I knew it wouldn’t be easy. Anyone who read the comment Ling left predicting my fast would last until all 3 kids came home can discern that no one in my family believes I can do it either.
Case in point: Yesterday afternoon I took my son to get his new cell phone. He begged me for a phone with a keyboard. I said we’d see what came free with the family plan. At the AT & T store, sure enough, a cell phone with a keyboard and large glass screen came “free,” so I got it for him.
“I love you Mom! I love you Mom!” he kept crying out as he jumped around the store in ecstatic fervor.
The whole ordeal took an hour. We celebrated his “special time” with an Oreo McFlurry and came home.
When he flaunted his new phone in front of an unnamed sister, she literally started screaming and bawling at me all at the same time. After all she’s done in school and home, I clearly only love my male progeny because she’s ALWAYS wanted that cell phone and I’ve refused to get it for her. All this a mere 2 weeks after finally granting her texting.
Rather than screaming back at her, or telling her what an ungrateful brat she is, I calmly said, “Please go to your room if you can’t control yourself.” About 3 times.
She went to her room, re-emerging every 30 minutes or so to scream at me again, where I once again said, “Please go back to your room.”
I’m so proud of myself!
Hmmm. . . I don’t think fasting’s supposed to lead to pride.
But that my decision to fast from criticism led to a once-in-a-lifetime calm reaction to a bawling child screaming about my injustices as a mother, I give God all thanks and praise.

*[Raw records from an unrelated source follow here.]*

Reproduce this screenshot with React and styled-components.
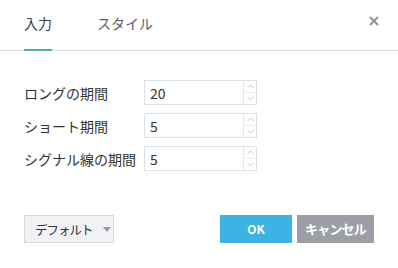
import React from 'react';
import styled, { createGlobalStyle } from 'styled-components';

const GlobalStyle = createGlobalStyle`
  body {
    margin: 0;
    background: #fff;
    font-family: "Noto Sans CJK JP", "Noto Sans", sans-serif;
  }
`;

const Dialog = styled.div`
  width: 398px;
  height: 268px;
  background: #fff;
  display: flex;
  flex-direction: column;
`;

const Header = styled.div`
  height: 51px;
  box-sizing: border-box;
  border-bottom: 1px solid #dcdcdc;
  display: flex;
  align-items: stretch;
  padding: 0 19px 0 24px;
`;

const Tab = styled.div`
  display: flex;
  align-items: center;
  padding-bottom: 3px;
  margin-right: 45px;
  margin-bottom: -1px;
  box-sizing: border-box;
  font-size: 14px;
  color: ${(p) => (p.active ? '#3a3f47' : '#5a606a')};
  border-bottom: 2px solid ${(p) => (p.active ? '#52b38a' : 'transparent')};
`;

const Close = styled.div`
  margin-left: auto;
  display: flex;
  align-items: flex-start;
  padding-top: 16px;
  cursor: pointer;
`;

const Body = styled.div`
  padding: 29px 0 0 24px;
  display: flex;
  flex-direction: column;
  gap: 8px;
`;

const Row = styled.div`
  display: flex;
  align-items: center;
  height: 25px;
`;

const Label = styled.span`
  width: 120px;
  font-size: 14px;
  color: #333;
  white-space: nowrap;
`;

const Field = styled.div`
  width: 113px;
  height: 25px;
  box-sizing: border-box;
  border: 1px solid #dcdfe3;
  display: flex;
`;

const Value = styled.div`
  flex: 1;
  padding-left: 5px;
  display: flex;
  align-items: center;
  font-size: 14px;
  color: #333;
`;

const Spinner = styled.div`
  width: 12px;
  border-left: 1px solid #e4e6e9;
  display: flex;
  flex-direction: column;
`;

const SpinHalf = styled.div`
  flex: 1;
  display: flex;
  align-items: center;
  justify-content: center;
  border-top: ${(p) => (p.down ? '1px solid #eceef0' : 'none')};
`;

const Footer = styled.div`
  margin-top: 44px;
  padding: 0 24px;
  display: flex;
  align-items: center;
`;

const DefaultButton = styled.div`
  width: 90px;
  height: 28px;
  box-sizing: border-box;
  border: 1px solid #d6d9de;
  background: #f1f2f6;
  display: flex;
  align-items: center;
  padding-left: 10px;
  gap: 10px;
  font-size: 12.5px;
  letter-spacing: -1px;
  white-space: nowrap;
  color: #333;
`;

const Caret = styled.span`
  width: 0;
  height: 0;
  border-left: 4px solid transparent;
  border-right: 4px solid transparent;
  border-top: 5px solid #999;
`;

const Actions = styled.div`
  margin-left: auto;
  display: flex;
  gap: 5px;
`;

const ActionButton = styled.div`
  width: ${(p) => p.w}px;
  height: 28px;
  display: flex;
  align-items: center;
  justify-content: center;
  background: ${(p) => p.bg};
  color: #fff;
  font-weight: bold;
  font-size: ${(p) => p.size}px;
  letter-spacing: ${(p) => p.ls || 0}px;
  white-space: nowrap;
  padding-bottom: 2px;
  box-sizing: border-box;
`;

const Chevron = ({ up }) => (
  <svg width="7" height="5" viewBox="0 0 7 5">
    <path
      d={up ? 'M0.5 4 L3.5 1 L6.5 4' : 'M0.5 1 L3.5 4 L6.5 1'}
      fill="none"
      stroke="#b9bdc3"
      strokeWidth="0.9"
    />
  </svg>
);

const fields = [
  { label: 'ロングの期間', value: '20' },
  { label: 'ショート期間', value: '5' },
  { label: 'シグナル線の期間', value: '5' },
];

const App = () => (
  <Dialog>
    <GlobalStyle />
    <Header>
      <Tab active>入力</Tab>
      <Tab>スタイル</Tab>
      <Close>
        <svg width="10" height="10" viewBox="0 0 10 10">
          <path d="M1 1 L9 9 M9 1 L1 9" stroke="#8b9099" strokeWidth="2" />
        </svg>
      </Close>
    </Header>

    <Body>
      {fields.map((f) => (
        <Row key={f.label}>
          <Label>{f.label}</Label>
          <Field>
            <Value>{f.value}</Value>
            <Spinner>
              <SpinHalf>
                <Chevron up />
              </SpinHalf>
              <SpinHalf down>
                <Chevron />
              </SpinHalf>
            </Spinner>
          </Field>
        </Row>
      ))}
    </Body>

    <Footer>
      <DefaultButton>
        デフォルト
        <Caret />
      </DefaultButton>
      <Actions>
        <ActionButton w={72} bg="#3db3e4" size={12}>OK</ActionButton>
        <ActionButton w={77} bg="#9d9fa6" size={13} ls={-0.8}>キャンセル</ActionButton>
      </Actions>
    </Footer>
  </Dialog>
);

export default App;
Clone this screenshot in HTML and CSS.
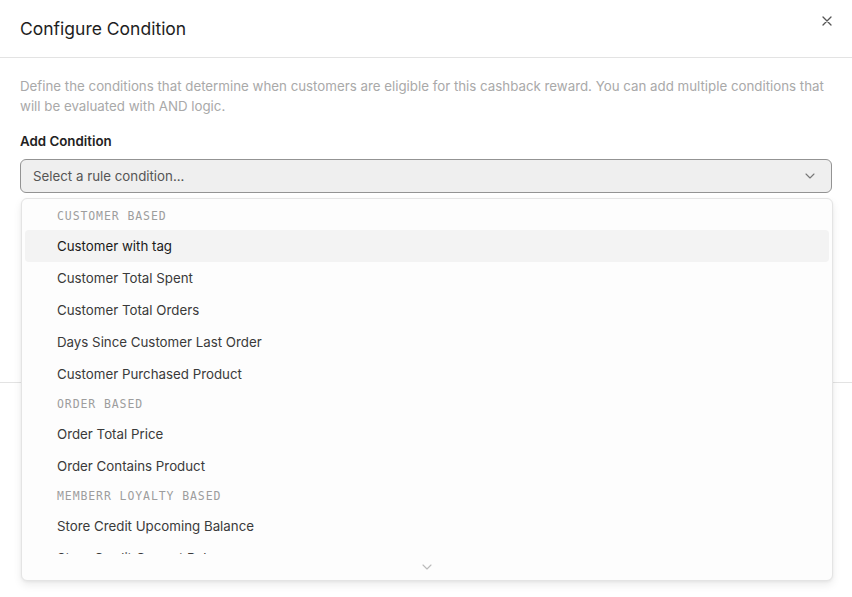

Yet all this begs the question of what exactly is criticism, and what I’m abstaining from. My Mac’s dictionary defines criticism as:
the expression of disapproval of someone or something based on perceived faults or mistakes
Growing up with a typical Chinese “Tiger Mom,” I know criticism well. Criticism was ladled out lavishly each and every day of my childhood. I used to wonder if I could go a day without making Mama mad and telling me off, and I don’t think I ever achieved that feat.
Yet at the same time, my mother loves me more than any other person in the world. (This conviction of mine makes my husband mad, and I have to say he comes very close, but my trust and belief in my mother’s love goes deeper than my bones.)
So I grew up feeling extremely loved, but not very much liked. I knew I was lovable, but also that I was rebellious, selfish, irresponsible, unloving to my siblings, and clearly not the filial perfect oldest child my parents expected.
Those feelings quickly translated to my relationship with God so that I perpetually assumed the critical voice that runs through my mind at all times (which sounds suspiciously like my mother’s), was also God’s.
It took really pressing into listening prayer to realize that God’s voice isn’t one primarily of criticism/disapproval, but one of love, encouragement, and yes, at times, conviction of sin. When I take the time to listen to God, His words surprise me that they're so much kinder, gentler and yet incisively truthful than anything I would come up with on my own.
So I want my voice to sound more like God's, than like the screaming shrew of a mother I so often turn out to be.
All this to say, I don’t think I can last the next 46 days (I don’t think I should wildly indulge in criticism on Sundays just because they’re a “mini-Easter”) without sharing my feelings, offering correction/advice/orders. Somehow doing that without the overarching sense of disapproval may be the key.
At dinner last night, this unnamed daughter read us the treatise she had written during her sojourns in her room. For her sake, I won’t include it here. But the chief complaint was that she has worked extremely hard on school, getting along with me, cleaning the kitchen, etc. and I’ve never even given her a runty goat, uh, “good” cell phone for her to enjoy with her friends, while here, her brother has been underachieving, annoying and undeserving and he got a fatted calf.
Despite all the ways I heard my character faults growing up, I’ve always related to the envious older brother in the prodigal son parable more than the wayward younger son. Apparently, so does this daughter.
Although I never yelled throughout our family drama, I can’t say I succeeded at my fast yesterday. My husband accused me of criticizing him for giving me the wrong information in a text exchange while he was in the middle of a meeting. I was trying to explain why I acted on his wrong information, but I guess I still sounded critical, and we ended up yelling a bit over the phone. So failure there and no reason for pride.
I’d love to hear any thoughts on criticism. . .
Meanwhile, 46 more days to go. . .
3 comments:
SO funny, Kathy. Now I want to buy my kids a runty goat - though they would probably think that was cool.
Ling, I'm touched by your concern for your mother should your father read the blog. And your humility regarding your faults. Maybe you really are perfect.